## Start EXTRACTED DATA
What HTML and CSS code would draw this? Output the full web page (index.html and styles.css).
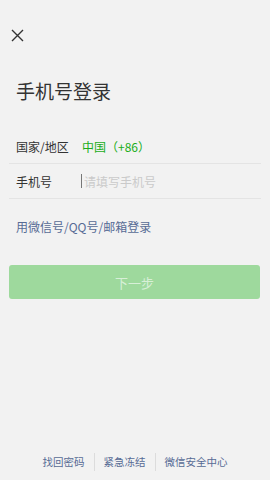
FILE: index.html
```html
<!DOCTYPE html>
<html lang="zh-CN">
<head>
<meta charset="utf-8">
<title>手机号登录</title>
<link rel="stylesheet" href="styles.css">
</head>
<body>
<div class="page">
  <svg class="close" width="13" height="13" viewBox="0 0 13 13"><path d="M1 1L12 12M12 1L1 12" stroke="#333" stroke-width="1.4" fill="none"/></svg>
  <h1 class="title">手机号登录</h1>
  <div class="form">
    <div class="row">
      <span class="label">国家/地区</span>
      <span class="country">中国（+86）</span>
    </div>
    <div class="row">
      <span class="label">手机号</span>
      <span class="caret"></span><span class="placeholder">请填写手机号</span>
    </div>
  </div>
  <a class="link">用微信号/QQ号/邮箱登录</a>
  <div class="btn">下一步</div>
  <div class="footer">
    <span class="foot-item">找回密码</span>
    <span class="foot-item">紧急冻结</span>
    <span class="foot-item">微信安全中心</span>
  </div>
</div>
</body>
</html>
```
FILE: styles.css
```css
html, body {
  margin: 0;
  padding: 0;
  background: #f2f2f2;
  font-family: "Noto Sans CJK SC", "Noto Sans", sans-serif;
}
.page {
  height: 480px;
  display: flex;
  flex-direction: column;
}
.close {
  display: block;
  margin: 29px 0 0 11px;
}
.title {
  margin: 36px 0 0 16px;
  font-size: 19px;
  line-height: 26px;
  font-weight: normal;
  color: #333;
}
.form {
  margin: 25px 9px 0 9px;
}
.row {
  display: flex;
  align-items: center;
  height: 34px;
  border-bottom: 1px solid #e4e4e4;
  padding-left: 7px;
  font-size: 12px;
}
.label {
  width: 66px;
  color: #333;
}
.country {
  color: #1aad19;
}
.caret {
  width: 1px;
  height: 14px;
  background: #777;
  margin-left: -1px;
  margin-right: 2px;
}
.placeholder {
  color: #cacaca;
}
.link {
  margin: 18px 0 0 16px;
  font-size: 12px;
  line-height: 20px;
  color: #576b95;
}
.btn {
  margin: 28px 10px 0 9px;
  height: 34px;
  border-radius: 3px;
  background: #9ed99d;
  color: rgba(255, 255, 255, 0.6);
  font-size: 13px;
  display: flex;
  align-items: center;
  justify-content: center;
}
.footer {
  margin-top: auto;
  margin-bottom: 9px;
  display: flex;
  justify-content: center;
}
.foot-item {
  font-size: 10.5px;
  line-height: 18px;
  color: #576b95;
  padding: 0 9px;
}
.foot-item + .foot-item {
  border-left: 1px solid #dcdcdc;
}
```
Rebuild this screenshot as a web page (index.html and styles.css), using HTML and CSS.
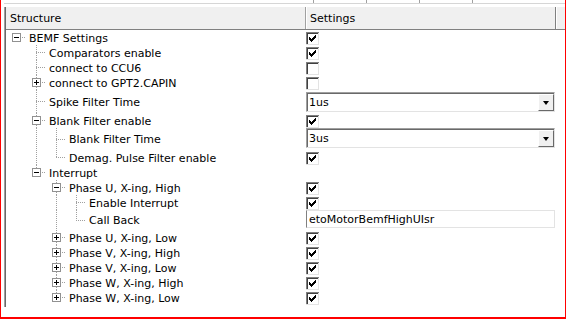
FILE: index.html
```html
<!DOCTYPE html>
<html>
  <head>
    <meta charset="UTF-8" />
    <title>BEMF Settings</title>
    <link rel="stylesheet" href="styles.css">
  </head>
  <body>
    <div class="frame">
      <div class="top-strip">
        <span class="tick"></span><span class="tick"></span><span class="tick"></span><span class="tick"></span>
      </div>
      <div class="panel">
        <div class="header">
          <div class="head-cell head-structure">Structure</div>
          <div class="head-cell head-settings">Settings</div>
          <div class="head-cell head-rest"></div>
        </div>

        <div class="rows">
          <!-- BEMF Settings -->
          <div class="row">
            <div class="tree"><span class="c root"><svg class="exp" width="9" height="9"><use href="#minus"/></svg></span><span class="label">BEMF Settings</span></div>
            <div class="value"><svg class="check" width="13" height="13"><use href="#cb-on"/></svg></div>
          </div>
          <div class="row">
            <div class="tree"><span class="g"></span><span class="c mid"></span><span class="label">Comparators enable</span></div>
            <div class="value"><svg class="check" width="13" height="13"><use href="#cb-on"/></svg></div>
          </div>
          <div class="row">
            <div class="tree"><span class="g"></span><span class="c mid"></span><span class="label">connect to CCU6</span></div>
            <div class="value"><svg class="check" width="13" height="13"><use href="#cb-off"/></svg></div>
          </div>
          <div class="row">
            <div class="tree"><span class="g"></span><span class="c mid"><svg class="exp" width="9" height="9"><use href="#plus"/></svg></span><span class="label">connect to GPT2.CAPIN</span></div>
            <div class="value"><svg class="check" width="13" height="13"><use href="#cb-off"/></svg></div>
          </div>
          <div class="row row-select">
            <div class="tree"><span class="g"></span><span class="c mid"></span><span class="label">Spike Filter Time</span></div>
            <div class="value">
              <div class="combo"><span class="combo-text">1us</span><span class="combo-btn"></span></div>
            </div>
          </div>
          <div class="row">
            <div class="tree"><span class="g"></span><span class="c mid"><svg class="exp" width="9" height="9"><use href="#minus"/></svg></span><span class="label">Blank Filter enable</span></div>
            <div class="value"><svg class="check" width="13" height="13"><use href="#cb-on"/></svg></div>
          </div>
          <div class="row row-select tight">
            <div class="tree"><span class="g"></span><span class="g line"></span><span class="c mid"></span><span class="label">Blank Filter Time</span></div>
            <div class="value">
              <div class="combo"><span class="combo-text">3us</span><span class="combo-btn"></span></div>
            </div>
          </div>
          <div class="row">
            <div class="tree"><span class="g"></span><span class="g line"></span><span class="c last"></span><span class="label">Demag. Pulse Filter enable</span></div>
            <div class="value"><svg class="check" width="13" height="13"><use href="#cb-on"/></svg></div>
          </div>

          <!-- Interrupt -->
          <div class="row">
            <div class="tree"><span class="g"></span><span class="c last"><svg class="exp" width="9" height="9"><use href="#minus"/></svg></span><span class="label">Interrupt</span></div>
            <div class="value"></div>
          </div>
          <div class="row">
            <div class="tree"><span class="g"></span><span class="g"></span><span class="c mid"><svg class="exp" width="9" height="9"><use href="#minus"/></svg></span><span class="label">Phase U, X-ing, High</span></div>
            <div class="value"><svg class="check" width="13" height="13"><use href="#cb-on"/></svg></div>
          </div>
          <div class="row">
            <div class="tree"><span class="g"></span><span class="g"></span><span class="g line"></span><span class="c mid"></span><span class="label">Enable Interrupt</span></div>
            <div class="value"><svg class="check" width="13" height="13"><use href="#cb-on"/></svg></div>
          </div>
          <div class="row row-text">
            <div class="tree"><span class="g"></span><span class="g"></span><span class="g line"></span><span class="c last"></span><span class="label">Call Back</span></div>
            <div class="value"><div class="textbox">etoMotorBemfHighUIsr</div></div>
          </div>
          <div class="row">
            <div class="tree"><span class="g"></span><span class="g"></span><span class="c mid"><svg class="exp" width="9" height="9"><use href="#plus"/></svg></span><span class="label">Phase U, X-ing, Low</span></div>
            <div class="value"><svg class="check" width="13" height="13"><use href="#cb-on"/></svg></div>
          </div>
          <div class="row">
            <div class="tree"><span class="g"></span><span class="g"></span><span class="c mid"><svg class="exp" width="9" height="9"><use href="#plus"/></svg></span><span class="label">Phase V, X-ing, High</span></div>
            <div class="value"><svg class="check" width="13" height="13"><use href="#cb-on"/></svg></div>
          </div>
          <div class="row">
            <div class="tree"><span class="g"></span><span class="g"></span><span class="c mid"><svg class="exp" width="9" height="9"><use href="#plus"/></svg></span><span class="label">Phase V, X-ing, Low</span></div>
            <div class="value"><svg class="check" width="13" height="13"><use href="#cb-on"/></svg></div>
          </div>
          <div class="row">
            <div class="tree"><span class="g"></span><span class="g"></span><span class="c mid"><svg class="exp" width="9" height="9"><use href="#plus"/></svg></span><span class="label">Phase W, X-ing, High</span></div>
            <div class="value"><svg class="check" width="13" height="13"><use href="#cb-on"/></svg></div>
          </div>
          <div class="row">
            <div class="tree"><span class="g"></span><span class="g"></span><span class="c last"><svg class="exp" width="9" height="9"><use href="#plus"/></svg></span><span class="label">Phase W, X-ing, Low</span></div>
            <div class="value"><svg class="check" width="13" height="13"><use href="#cb-on"/></svg></div>
          </div>
        </div>
      </div>
    </div>

    <!-- shared glyphs -->
    <svg class="defs" width="0" height="0">
      <defs>
        <g id="cb-off">
          <rect x="0" y="0" width="13" height="13" fill="#fff"/>
          <path d="M0 0h13v1H1v12H0z" fill="#808080"/>
          <path d="M1 1h11v1H2v10H1z" fill="#404040"/>
          <path d="M12 1h1v12H0v-1h12z" fill="#e3e3e3"/>
        </g>
        <g id="cb-on">
          <use href="#cb-off"/>
          <path d="M3 5h1v3H3zM4 6h1v3H4zM5 7h1v3H5zM6 6h1v3H6zM7 5h1v3H7zM8 4h1v3H8zM9 3h1v3H9z" fill="#000"/>
        </g>
        <g id="minus">
          <rect x="0.5" y="0.5" width="8" height="8" fill="#fff" stroke="#919191"/>
          <path d="M2 4h5v1H2z" fill="#000"/>
        </g>
        <g id="plus">
          <rect x="0.5" y="0.5" width="8" height="8" fill="#fff" stroke="#919191"/>
          <path d="M2 4h5v1H2zM4 2h1v5H4z" fill="#000"/>
        </g>
      </defs>
    </svg>
  </body>
</html>
```

FILE: styles.css
```css
html, body {
  margin: 0;
  background: #fff;
}
body {
  font-family: "DejaVu Sans", sans-serif;
  font-size: 11px;
  color: #000;
}
.defs {
  position: absolute;
  width: 0;
  height: 0;
}
.frame {
  width: 566px;
  height: 319px;
  box-sizing: border-box;
  border-left: 1px solid #ff0000;
  border-right: 1px solid #ff0000;
  border-bottom: 2px solid #ff0000;
  padding-left: 3px;
  overflow: hidden;
}

/* strip of the grid above, scrolled almost out of view */
.top-strip {
  display: flex;
  height: 3px;
  border-bottom: 1px solid #d6d6d6;
  margin-bottom: 3px;
  padding-left: 309px;
  gap: 52px;
}
.tick {
  width: 1px;
  background: #a0a0a0;
}

.panel {
  border-left: 1px solid #a0a0a0;
  box-shadow: inset 1px 0 #696969;
  padding-left: 1px;
  height: 300px;
}
.header {
  display: flex;
  height: 22px;
  background: #f0f0f0;
  border-bottom: 1px solid #808080;
}
.head-cell {
  display: flex;
  align-items: center;
  box-sizing: border-box;
  padding-top: 1px;
}
.head-structure {
  width: 300px;
  padding-left: 4px;
  border-right: 1px solid #a0a0a0;
}
.head-settings {
  width: 250px;
  padding-left: 3px;
  border-left: 1px solid #fff;
  border-right: 1px solid #808080;
}
.head-rest {
  flex: 1;
  border-left: 1px solid #fff;
}

.row {
  display: flex;
  height: 15px;
}
.row-select {
  height: 23px;
}
.row-select.tight {
  height: 22px;
}
.row-text {
  height: 20px;
}
.tree {
  width: 300px;
  display: flex;
  flex-shrink: 0;
}
.value {
  display: flex;
  align-items: flex-start;
  width: 249px;
}
.row .value .check {
  margin-top: 2px;
}
.row-select .value {
  padding-top: 2px;
}
.row-select.tight .value {
  padding-top: 0;
}

/* tree lines */
.g, .c {
  width: 20px;
  flex-shrink: 0;
  background-repeat: no-repeat;
}
.g.line {
  background-image: repeating-linear-gradient(to bottom, #a0a0a0 0 1px, transparent 1px 2px);
  background-size: 1px 100%;
  background-position: 10px 0;
}
.c {
  display: flex;
  align-items: center;
  background-image: repeating-linear-gradient(to right, #a0a0a0 0 1px, transparent 1px 2px);
  background-size: 11px 1px;
  background-position: 10px 50%;
}
.c.mid {
  background-image: repeating-linear-gradient(to right, #a0a0a0 0 1px, transparent 1px 2px),
    repeating-linear-gradient(to bottom, #a0a0a0 0 1px, transparent 1px 2px);
  background-size: 11px 1px, 1px 100%;
  background-position: 10px 50%, 10px 0;
}
.c.last {
  background-image: repeating-linear-gradient(to right, #a0a0a0 0 1px, transparent 1px 2px),
    repeating-linear-gradient(to bottom, #a0a0a0 0 1px, transparent 1px 2px);
  background-size: 11px 1px, 1px 50%;
  background-position: 10px 50%, 10px 0;
}
.exp {
  margin-left: 6px;
}
.label {
  display: flex;
  align-items: center;
  padding: 1px 0 0 3px;
  white-space: nowrap;
}

/* editors */
.combo {
  display: flex;
  width: 249px;
  height: 20px;
  box-sizing: border-box;
  border-top: 1px solid #a0a0a0;
  border-left: 1px solid #a0a0a0;
  border-right: 1px solid #e3e3e3;
  border-bottom: 1px solid #e3e3e3;
  box-shadow: inset 1px 1px #696969;
  background: #fff;
}
.combo-text {
  flex: 1;
  display: flex;
  align-items: center;
  padding-left: 2px;
}
.combo-btn {
  width: 16px;
  margin-top: 1px;
  box-sizing: border-box;
  background: #f0f0f0;
  border-top: 1px solid #fff;
  border-left: 1px solid #fff;
  border-right: 1px solid #696969;
  border-bottom: 1px solid #696969;
  display: flex;
  align-items: center;
  justify-content: center;
}
.combo-btn::after {
  content: "";
  border-left: 3.5px solid transparent;
  border-right: 3.5px solid transparent;
  border-top: 4px solid #000;
}
.textbox {
  width: 249px;
  height: 18px;
  box-sizing: border-box;
  border: 1px solid #e3e3e3;
  border-left-color: #808080;
  padding-left: 2px;
  display: flex;
  align-items: center;
}
```
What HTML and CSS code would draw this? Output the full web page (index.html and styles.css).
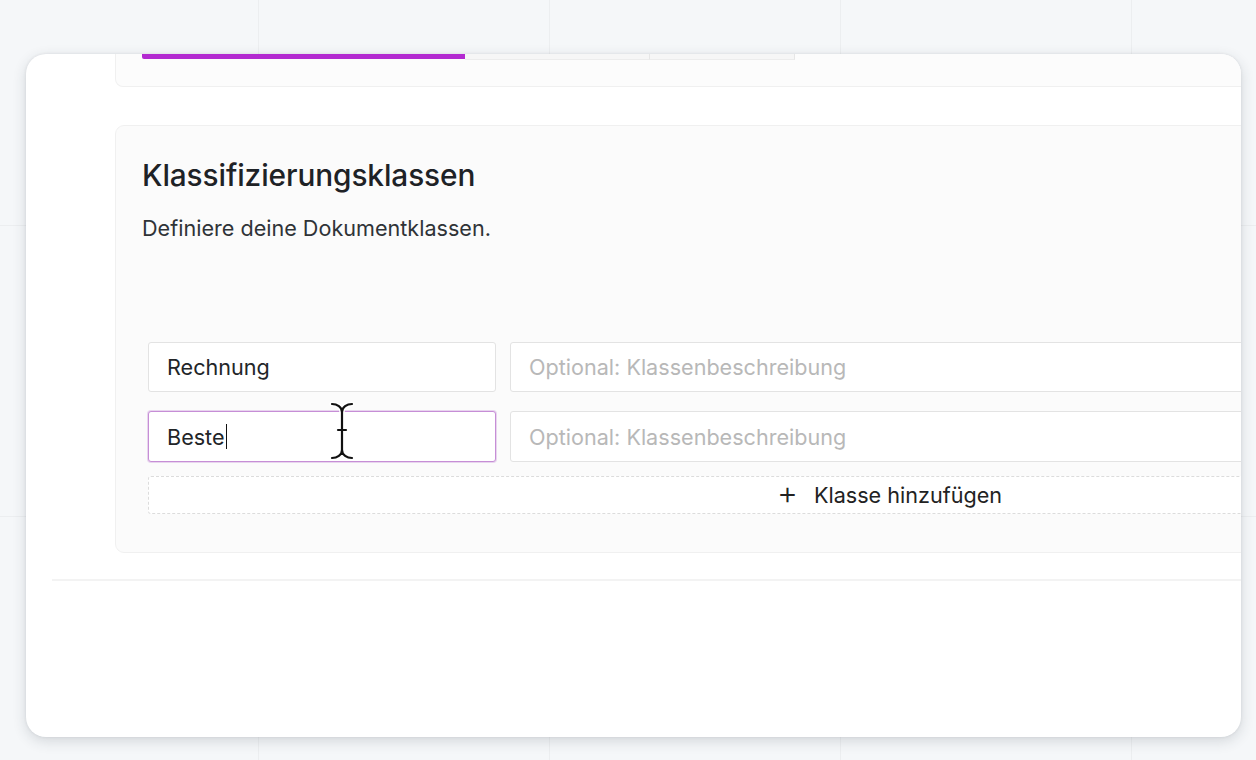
FILE: index.html
```html
<!DOCTYPE html>
<html lang="de">
<head>
<meta charset="utf-8">
<title>Klassifizierungsklassen</title>
<link rel="stylesheet" href="styles.css">
</head>
<body>
<div class="desk">
  <div class="window">
    <div class="top-card">
      <div class="steps">
        <div class="step step-active"></div>
        <div class="step step-mid"></div>
        <div class="step step-last"></div>
      </div>
    </div>
    <section class="card">
      <h2 class="title">Klassifizierungsklassen</h2>
      <p class="subtitle">Definiere deine Dokumentklassen.</p>
      <div class="rows">
        <div class="row">
          <div class="field field-name">Rechnung</div>
          <div class="field field-desc placeholder">Optional: Klassenbeschreibung</div>
        </div>
        <div class="row">
          <div class="field field-name field-focus">Beste<span class="caret"></span></div>
          <div class="field field-desc placeholder">Optional: Klassenbeschreibung</div>
        </div>
        <button class="add-btn" type="button"><span class="plus">+</span>Klasse hinzufügen</button>
      </div>
    </section>
    <div class="divider"></div>
  </div>
  <svg class="ibeam" width="32" height="60" viewBox="0 0 32 60" aria-hidden="true">
    <g fill="none" stroke-linecap="round" stroke-linejoin="round">
      <g stroke="#ffffff" stroke-width="5">
        <path d="M6 3 C11 3 16 6 16 11 C16 6 21 3 26 3"/>
        <path d="M16 11 L16 49"/>
        <path d="M6 57 C11 57 16 54 16 49 C16 54 21 57 26 57"/>
        <path d="M12 29 L20 29"/>
      </g>
      <g stroke="#111111" stroke-width="2.2">
        <path d="M6 3 C11 3 16 6 16 11 C16 6 21 3 26 3"/>
        <path d="M16 11 L16 49"/>
        <path d="M6 57 C11 57 16 54 16 49 C16 54 21 57 26 57"/>
        <path d="M12 29 L20 29"/>
      </g>
    </g>
  </svg>
</div>
</body>
</html>
```
FILE: styles.css
```css
html, body {
  margin: 0;
  padding: 0;
}
body {
  width: 1256px;
  height: 760px;
  overflow: hidden;
  font-family: "Inter", "Liberation Sans", sans-serif;
  background: #f4f7f9;
}
.desk {
  position: relative;
  width: 1256px;
  height: 760px;
  padding: 54px 15px 0 26px;
  box-sizing: border-box;
  background-color: #f5f7f9;
  background-image:
    linear-gradient(to right, rgba(0, 0, 0, 0.035) 1px, transparent 1px),
    linear-gradient(to bottom, rgba(0, 0, 0, 0.035) 1px, transparent 1px);
  background-size: 291px 291px;
  background-position: 258px 225px;
}
.window {
  width: 1215px;
  height: 683px;
  background: #ffffff;
  border-radius: 20px;
  overflow: hidden;
  box-shadow: 0 4px 14px rgba(40, 50, 60, 0.16), 0 0 3px rgba(40, 50, 60, 0.10);
}
.top-card {
  margin-left: 89px;
  width: 1600px;
  height: 33px;
  box-sizing: border-box;
  background: #fcfcfc;
  border: 1px solid #f0f0f0;
  border-top: none;
  border-radius: 0 0 8px 8px;
  padding-left: 26px;
}
.steps {
  display: flex;
  height: 5px;
}
.step {
  height: 5px;
}
.step-active {
  width: 323px;
  background: #b32ad0;
  border-radius: 0 0 0 2px;
}
.step-mid {
  width: 184px;
  background: #f6f6f6;
  border-right: 1px solid #e6e6e6;
  border-bottom: 1px solid #ececec;
}
.step-last {
  width: 144px;
  background: #f6f6f6;
  border-right: 1px solid #e6e6e6;
  border-bottom: 1px solid #ececec;
}
.card {
  margin: 38px 0 0 89px;
  width: 1544px;
  box-sizing: border-box;
  background: #fbfbfb;
  border: 1px solid #f0f0f0;
  border-radius: 9px;
  padding: 32px 27px 38px 26px;
}
.title {
  margin: 0;
  font-size: 29.8px;
  line-height: 34px;
  font-weight: 500;
  color: #1e2226;
  letter-spacing: -0.1px;
}
.subtitle {
  margin: 22px 0 0 0;
  font-size: 21.6px;
  line-height: 28px;
  color: #2f3337;
}
.rows {
  margin-top: 100px;
  padding-left: 6px;
  display: flex;
  flex-direction: column;
}
.row {
  display: flex;
  gap: 14px;
  margin-bottom: 19px;
}
.row + .row {
  margin-bottom: 14px;
}
.field {
  height: 50px;
  box-sizing: border-box;
  background: #ffffff;
  border: 1px solid #e3e3e3;
  border-radius: 3px;
  padding: 0 18px;
  display: flex;
  align-items: center;
  font-size: 21.6px;
  color: #222528;
}
.field-name {
  width: 348px;
  flex: none;
}
.field-desc {
  flex: 1;
}
.row + .row .field {
  height: 51px;
}
.placeholder {
  color: #b8b8b8;
}
.field-focus {
  border-color: #c68ed6;
  box-shadow: 0 0 0 1px rgba(198, 142, 214, 0.35);
}
.caret {
  display: inline-block;
  width: 1.5px;
  height: 25px;
  background: #111;
  margin-left: 1px;
}
.add-btn {
  height: 38px;
  border: 1px dashed #dcdcdc;
  border-radius: 3px;
  background: #ffffff;
  font-family: inherit;
  font-size: 21.6px;
  color: #222;
  display: flex;
  align-items: center;
  justify-content: center;
  gap: 16px;
  padding: 0;
}
.plus {
  font-size: 32px;
  font-weight: 300;
  line-height: 1;
  position: relative;
  top: -2px;
}
.divider {
  margin: 26px 0 0 26px;
  height: 2px;
  background: #f3f3f3;
}
.ibeam {
  position: absolute;
  left: 326px;
  top: 401px;
}
```
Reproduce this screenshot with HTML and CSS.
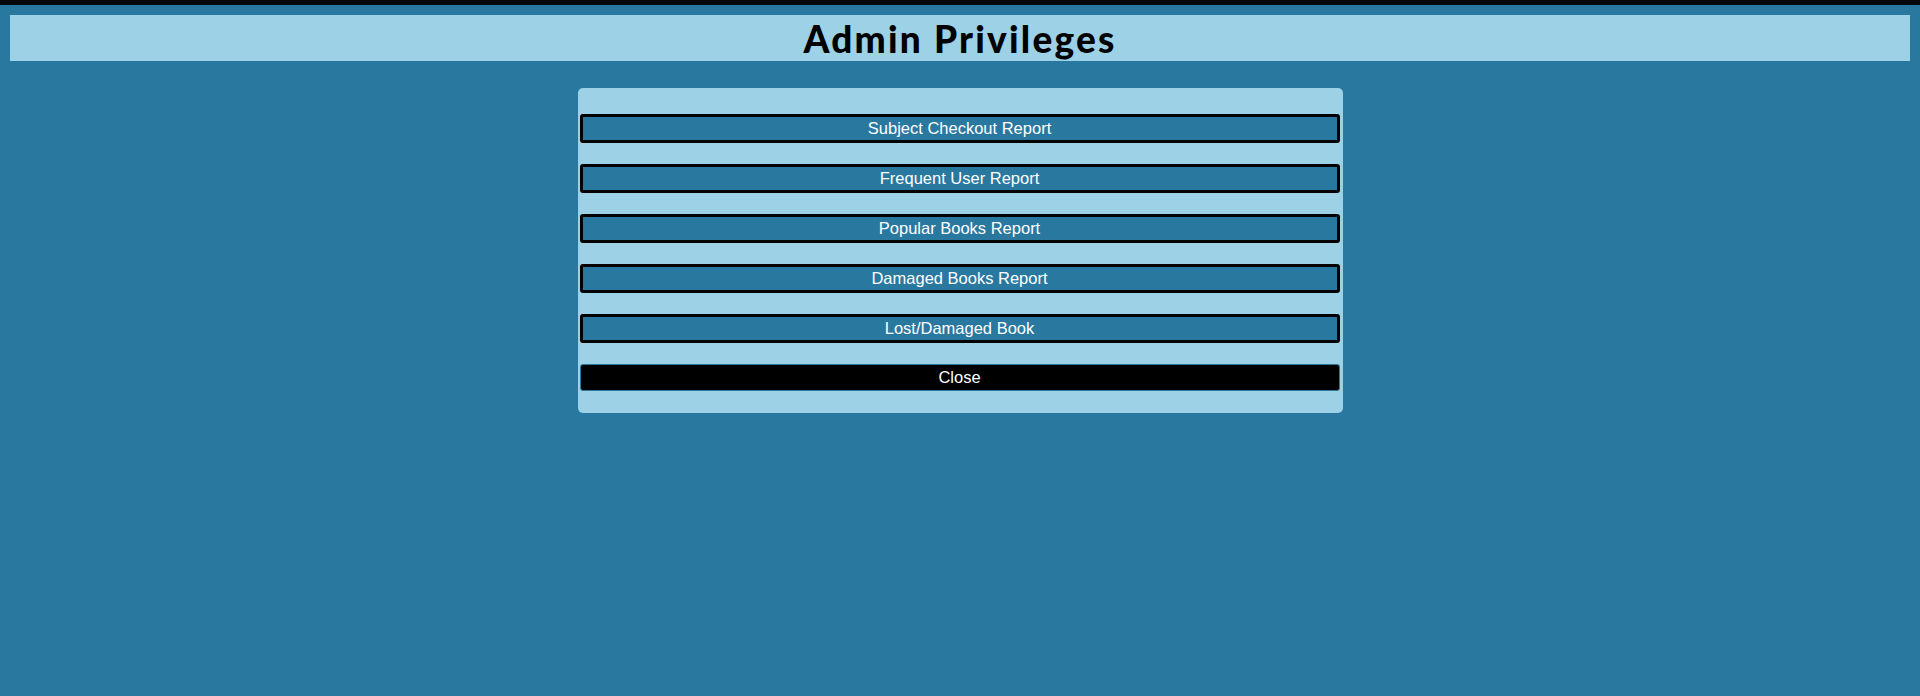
FILE: index.html
```html
<!DOCTYPE html>
<html lang="en">
<head>
<meta charset="utf-8">
<title>Admin Privileges</title>
<link rel="stylesheet" href="styles.css">
</head>
<body>
<div class="topbar"></div>
<header class="header">
  <h1 class="title">Admin Privileges</h1>
</header>
<main class="panel">
  <button class="btn">Subject Checkout Report</button>
  <button class="btn">Frequent User Report</button>
  <button class="btn">Popular Books Report</button>
  <button class="btn">Damaged Books Report</button>
  <button class="btn">Lost/Damaged Book</button>
  <button class="btn btn-close">Close</button>
</main>
</body>
</html>
```
FILE: styles.css
```css
html, body {
  margin: 0;
  padding: 0;
}
body {
  background: #2978a0;
  min-height: 696px;
  font-family: "Liberation Sans", Arial, sans-serif;
}
.topbar {
  height: 5px;
  background: #05070a;
}
.header {
  margin: 10px 10px 0;
  height: 46px;
  background: #9dd1e6;
  display: flex;
  align-items: center;
  justify-content: center;
}
.title {
  margin: 0;
  font-family: Lato, "Open Sans", sans-serif;
  font-weight: 900;
  font-size: 37px;
  letter-spacing: 2.2px;
  line-height: 46px;
  color: #000;
  padding-top: 2px;
}
.panel {
  width: 765px;
  box-sizing: border-box;
  margin: 27px auto 0;
  padding: 26px 3px 22px 2px;
  background: #9dd1e6;
  border-radius: 5px;
  display: flex;
  flex-direction: column;
  gap: 21px;
}
.btn {
  display: block;
  width: 100%;
  height: 29px;
  box-sizing: border-box;
  margin: 0;
  padding: 0;
  border: 3px solid #000;
  border-radius: 3px;
  background: #2978a0;
  color: #fff;
  font-family: "Liberation Sans", Arial, sans-serif;
  font-size: 16.5px;
  line-height: 23px;
  text-align: center;
}
.btn-close {
  height: 27px;
  border: 1px solid #2978a0;
  background: #000;
  line-height: 25px;
}
```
## End EXTRACTED DATA
* GIVEN EXERCISE:
Take the line containing "Reproduce this screenshot with HTML and CSS." and all lines after it to the end of the data above, and reproduce them exactly, leaving out pictures. Nothing else belongs in the copy.

* ANSWER:
Reproduce this screenshot with HTML and CSS.
FILE: index.html
```html
<!DOCTYPE html>
<html lang="en">
<head>
<meta charset="utf-8">
<title>Admin Privileges</title>
<link rel="stylesheet" href="styles.css">
</head>
<body>
<div class="topbar"></div>
<header class="header">
  <h1 class="title">Admin Privileges</h1>
</header>
<main class="panel">
  <button class="btn">Subject Checkout Report</button>
  <button class="btn">Frequent User Report</button>
  <button class="btn">Popular Books Report</button>
  <button class="btn">Damaged Books Report</button>
  <button class="btn">Lost/Damaged Book</button>
  <button class="btn btn-close">Close</button>
</main>
</body>
</html>
```
FILE: styles.css
```css
html, body {
  margin: 0;
  padding: 0;
}
body {
  background: #2978a0;
  min-height: 696px;
  font-family: "Liberation Sans", Arial, sans-serif;
}
.topbar {
  height: 5px;
  background: #05070a;
}
.header {
  margin: 10px 10px 0;
  height: 46px;
  background: #9dd1e6;
  display: flex;
  align-items: center;
  justify-content: center;
}
.title {
  margin: 0;
  font-family: Lato, "Open Sans", sans-serif;
  font-weight: 900;
  font-size: 37px;
  letter-spacing: 2.2px;
  line-height: 46px;
  color: #000;
  padding-top: 2px;
}
.panel {
  width: 765px;
  box-sizing: border-box;
  margin: 27px auto 0;
  padding: 26px 3px 22px 2px;
  background: #9dd1e6;
  border-radius: 5px;
  display: flex;
  flex-direction: column;
  gap: 21px;
}
.btn {
  display: block;
  width: 100%;
  height: 29px;
  box-sizing: border-box;
  margin: 0;
  padding: 0;
  border: 3px solid #000;
  border-radius: 3px;
  background: #2978a0;
  color: #fff;
  font-family: "Liberation Sans", Arial, sans-serif;
  font-size: 16.5px;
  line-height: 23px;
  text-align: center;
}
.btn-close {
  height: 27px;
  border: 1px solid #2978a0;
  background: #000;
  line-height: 25px;
}
```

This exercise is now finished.